Auch das Krankenhaus selbst (bzw. die Krankenhäuser, der Film wurde in acht gedreht, die zu einem Komplex verschmelzen) kann als Körper gedeutet werden, mit Innen- und Außenbereich. Hier wird die beschriebene Erfahrung mit Außen- und Innenaufnahmen des menschlichen Körpers gespiegelt. Im Keller des Krankenhauses, auf dem Dach auch, Außen und an den Übergangsorten, findet das Soziale seinen Platz, das Irrationale. Da wird getanzt zu „I will survive“ und „Blue Monday“, die Wände sind vollgeschmiert mit pornographischen Karikaturen. Zu Beginn des Films sehen wir einen Hund durch den Keller laufen, auch das ist ein Körper, ein anderer. Und auch das Krankenhaus hat Gänge, Adern und Schächte, durch die die Kamera gemeinsam mit der Rohrpost rauscht, nicht unähnlich der Innenaufnahmen des menschlichen Körpers.
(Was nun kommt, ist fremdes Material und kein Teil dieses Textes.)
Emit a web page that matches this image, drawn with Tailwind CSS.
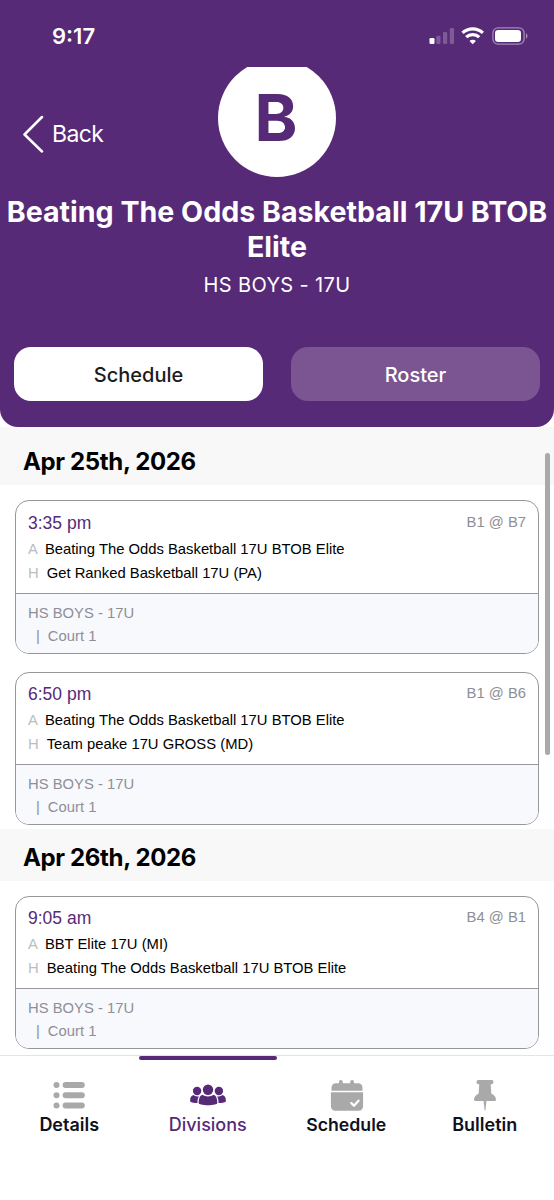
<!DOCTYPE html>
<html lang="en">
<head>
<meta charset="utf-8">
<title>Team Schedule</title>
<script src="https://cdn.jsdelivr.net/npm/@tailwindcss/browser@4"></script>
</head>
<body class="relative flex h-[1200px] w-[554px] flex-col overflow-hidden bg-white font-['Inter',sans-serif] whitespace-nowrap">

<header class="flex h-[427px] shrink-0 flex-col rounded-b-[18px] bg-[#572a78] text-white">
  <div class="flex h-[67px] shrink-0 items-center justify-between pt-[4px] pr-[26px] pl-[52px]">
    <span class="pt-px text-[22px] font-semibold">9:17</span>
    <div class="flex items-center">
      <svg class="h-[18px] w-[26px]" viewBox="0 0 26 18" fill="#fff">
        <rect x="0.5" y="11" width="5" height="6" rx="1.3"/>
        <g opacity=".23"><rect x="7.3" y="8.8" width="4.2" height="8.2" rx="1.2"/><rect x="14" y="5" width="4.2" height="12" rx="1.2"/><rect x="20.8" y="1" width="4.2" height="16" rx="1.2"/></g>
      </svg>
      <svg class="ml-1.5 h-[18px] w-6" viewBox="0 0 24 18" fill="none" stroke="#fff" stroke-width="3.2">
        <path d="M1.500 5.900a14.700 14.700 0 0 1 20.400 0"/>
        <path d="M5.200 10.200a9.300 9.300 0 0 1 13 0"/>
        <path d="M11.700 17.200l-3.200-3.200a4.600 4.600 0 0 1 6.400 0z" fill="#fff" stroke="none"/>
      </svg>
      <svg class="ml-[7px] h-[18px] w-9" viewBox="0 0 36 18" fill="none">
        <rect x=".9" y=".9" width="31.2" height="16.2" rx="5" stroke="#fff" stroke-opacity=".45" stroke-width="1.3"/>
        <rect x="3" y="3" width="26" height="12" rx="3.2" fill="#fff"/>
        <path d="M34 6.3c1.900.7 1.900 4.700 0 5.400z" fill="#fff" fill-opacity=".5"/>
      </svg>
    </div>
  </div>
  <div class="grid h-[111px] shrink-0 grid-cols-[218px_118px_218px] overflow-hidden">
    <div class="flex h-[133px] items-center pl-[22px]">
      <svg class="h-[38px] w-[22px]" viewBox="0 0 22 38" fill="none" stroke="#fff" stroke-width="2.5" stroke-linecap="round" stroke-linejoin="round"><path d="M20 2L2.5 19.5L20 36.500"/></svg>
      <span class="ml-2 pt-0.5 text-[23px] tracking-[-0.6px]">Back</span>
    </div>
    <div class="-mt-2 flex size-[118px] items-center justify-center rounded-full bg-white pr-0.5 text-[65px] font-bold text-[#572a78]">B</div>
  </div>
  <h1 class="mt-[16px] text-center text-[28.6px] leading-[35px] font-bold">Beating The Odds Basketball 17U BTOB<br>Elite</h1>
  <p class="mt-[7px] text-center text-[20px] leading-7 tracking-[.35px]">HS BOYS - 17U</p>
  <div class="mt-[48px] flex gap-7 px-3.5 text-[20px] font-medium">
    <div class="flex h-[54px] flex-1 items-center justify-center rounded-[17px] bg-white pt-0.5 text-[#1b1b1f]">Schedule</div>
    <div class="flex h-[54px] flex-1 items-center justify-center rounded-[17px] bg-[#7b5592] pt-0.5 text-white">Roster</div>
  </div>
</header>

<main class="h-[628px] shrink-0 overflow-hidden">
  <h2 class="flex h-[58px] items-center bg-[#f8f8f8] pt-3 pl-[23px] text-[24px] font-bold tracking-[-0.35px] text-black">Apr 25th, 2026</h2>

  <section class="flex flex-col gap-[18px] px-[15px] pt-[15px] pb-1 font-['Liberation_Sans',sans-serif] text-[14.8px]">
    <article class="h-[154px] overflow-hidden rounded-[14px] border border-[#96979b]">
      <div class="h-[93px] border-b border-[#96979b] px-3 pt-[9px]">
        <div class="flex h-[27px] justify-between text-[17.5px] leading-[26px] text-[#572a78]"><span>3:35 pm</span><span class="text-[14.8px] leading-6 text-[#8e8f96]">B1 @ B7</span></div>
        <div class="flex h-6 items-center"><span class="mr-[7px] text-[#bcbcbe]">A</span><span class="text-black">Beating The Odds Basketball 17U BTOB Elite</span></div>
        <div class="flex h-6 items-center"><span class="mr-2 text-[#bcbcbe]">H</span><span class="text-black">Get Ranked Basketball 17U (PA)</span></div>
      </div>
      <div class="h-full bg-[#f8f9fd] px-3 pt-2 leading-[23px] text-[#8e8f96]"><p>HS BOYS - 17U</p><p class="flex gap-2 pl-2"><span>|</span><span>Court 1</span></p></div>
    </article>
    <article class="h-[153px] overflow-hidden rounded-[14px] border border-[#96979b]">
      <div class="h-[92px] border-b border-[#96979b] px-3 pt-2">
        <div class="flex h-[27px] justify-between text-[17.5px] leading-[26px] text-[#572a78]"><span>6:50 pm</span><span class="text-[14.8px] leading-6 text-[#8e8f96]">B1 @ B6</span></div>
        <div class="flex h-6 items-center"><span class="mr-[7px] text-[#bcbcbe]">A</span><span class="text-black">Beating The Odds Basketball 17U BTOB Elite</span></div>
        <div class="flex h-6 items-center"><span class="mr-2 text-[#bcbcbe]">H</span><span class="text-black">Team peake 17U GROSS (MD)</span></div>
      </div>
      <div class="h-full bg-[#f8f9fd] px-3 pt-2 leading-[23px] text-[#8e8f96]"><p>HS BOYS - 17U</p><p class="flex gap-2 pl-2"><span>|</span><span>Court 1</span></p></div>
    </article>
  </section>

  <h2 class="flex h-[52px] items-center bg-[#f8f8f8] pt-1.5 pl-[23px] text-[24px] font-bold tracking-[-0.35px] text-black">Apr 26th, 2026</h2>

  <section class="px-[15px] pt-[15px] font-['Liberation_Sans',sans-serif] text-[14.8px]">
    <article class="h-[153px] overflow-hidden rounded-[14px] border border-[#96979b]">
      <div class="h-[92px] border-b border-[#96979b] px-3 pt-2">
        <div class="flex h-[27px] justify-between text-[17.5px] leading-[26px] text-[#572a78]"><span>9:05 am</span><span class="text-[14.8px] leading-6 text-[#8e8f96]">B4 @ B1</span></div>
        <div class="flex h-6 items-center"><span class="mr-[7px] text-[#bcbcbe]">A</span><span class="text-black">BBT Elite 17U (MI)</span></div>
        <div class="flex h-6 items-center"><span class="mr-2 text-[#bcbcbe]">H</span><span class="text-black">Beating The Odds Basketball 17U BTOB Elite</span></div>
      </div>
      <div class="h-full bg-[#f8f9fd] px-3 pt-2 leading-[23px] text-[#8e8f96]"><p>HS BOYS - 17U</p><p class="flex gap-2 pl-2"><span>|</span><span>Court 1</span></p></div>
    </article>
  </section>
</main>

<div class="absolute top-[453px] right-[4.5px] h-[302px] w-[4.5px] rounded-full bg-[#a9a9a9]"></div>

<nav class="grid flex-1 grid-cols-4 border-t border-[#e4e4e6] bg-white text-[18px] font-semibold text-[#0f1020]">
  <div class="flex flex-col items-center pt-6">
    <svg class="h-[30px] w-8" viewBox="0 0 32 30" fill="#a9a9a9"><circle cx="3.500" cy="5" r="3"/><circle cx="3.500" cy="15.300" r="3"/><circle cx="3.500" cy="25.600" r="3"/><rect x="9.600" y="2" width="22.200" height="6" rx="3"/><rect x="9.600" y="12.300" width="22.200" height="6" rx="3"/><rect x="9.600" y="22.600" width="22.200" height="6" rx="3"/></svg>
    <span class="mt-px leading-7">Details</span>
  </div>
  <div class="relative flex flex-col items-center pt-6 font-medium text-[#572a78]">
    <div class="absolute inset-x-0 top-0 h-1 rounded-full bg-[#572a78]"></div>
    <svg class="h-[30px] w-9" viewBox="0 0 36 30" fill="#572a78">
      <circle cx="18" cy="9.700" r="5.200"/><circle cx="7.100" cy="11" r="4.200"/><circle cx="28.900" cy="11" r="4.200"/>
      <path d="M12.400 14.800C14 16.200 16 16.400 18 16.400s4-.2 5.600-1.600c2.500.8 3.700 3.900 3.700 8.200 0 1.300-3.900 2.200-9.300 2.200s-9.300-.9-9.300-2.200c0-4.300 1.200-7.400 3.700-8.200z"/>
      <path d="M3.400 15.100c1.400 1.300 3.700 1.600 5.600 1.100-1.200 1.800-1.600 4.100-1.500 6.800-2.900 0-6-.4-7.200-1.300-.6-3.100.6-6 3.100-6.600zM32.600 15.100c-1.400 1.300-3.700 1.600-5.600 1.100 1.200 1.800 1.600 4.100 1.500 6.800 2.900 0 6-.4 7.200-1.300.6-3.100-.6-6-3.100-6.600z"/>
    </svg>
    <span class="mt-px leading-7">Divisions</span>
  </div>
  <div class="flex flex-col items-center pt-6">
    <svg class="ml-[2px] h-[31px] w-[34px]" viewBox="0 0 34 31" fill="#a9a9a9">
      <path d="M1.500 10.800V8c0-3 1.600-4.700 4.600-4.700H9V1.900a1.900 1.900 0 0 1 3.800 0v1.400h7.400V1.900a1.900 1.900 0 0 1 3.800 0v1.400h3.900c3 0 4.600 1.700 4.600 4.700v2.800z"/>
      <path d="M.9 12.300h32.200V26c0 3-1.700 4.800-4.700 4.800H5.600c-3 0-4.700-1.800-4.700-4.800z"/>
      <path d="M21.300 23.100l2.700 2.600 4.500-5" fill="none" stroke="#fff" stroke-width="2.300" stroke-linecap="round" stroke-linejoin="round"/>
    </svg>
    <span class="text-[17.700px] leading-7">Schedule</span>
  </div>
  <div class="flex flex-col items-center pt-6">
    <svg class="h-[31px] w-6" viewBox="0 0 24 31" fill="#a9a9a9">
      <path d="M5.400 0h13.200c1.300 0 1.900.8 1.900 2s-.7 2.300-1.900 2.300h-.9l.7 9.400c2.900 1.100 4.600 3.400 4.600 6 0 .8-.5 1.200-1.300 1.200H2.300c-.8 0-1.300-.4-1.300-1.200 0-2.600 1.700-4.900 4.600-6l.7-9.400h-.9c-1.200 0-1.900-1.100-1.900-2.300s.6-2 1.900-2z"/>
      <path d="M10.500 20.500h3L12.400 30.500h-.8z"/>
    </svg>
    <span class="leading-7">Bulletin</span>
  </div>
</nav>
</body>
</html>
Erweitert man den Blick noch weiter, mag das Krankenhaus gar als Organ erscheinen, als System neben anderen Systemen, die gemeinsam zum Funktionieren einer Gesellschaft beitragen und je nach Gesundheitszustand gut laufen oder eben nicht so, dann bedarf es eines Eingriffs, dann muss etwas abgesaugt oder hineingespritzt werden in das Krankenhaus. Aber vielleicht muss man den Blick gar nicht so weit öffnen, vielleicht reicht auch der Blick auf sich selbst im Kino sitzend. Auch man selbst ist ein Körper, der mit anderen Körpern in einem Raum hockt – all diese Körper nach außen gerichtet, alle schauen sie auf die Leinwand und damit dann doch wieder ins eigene Innere.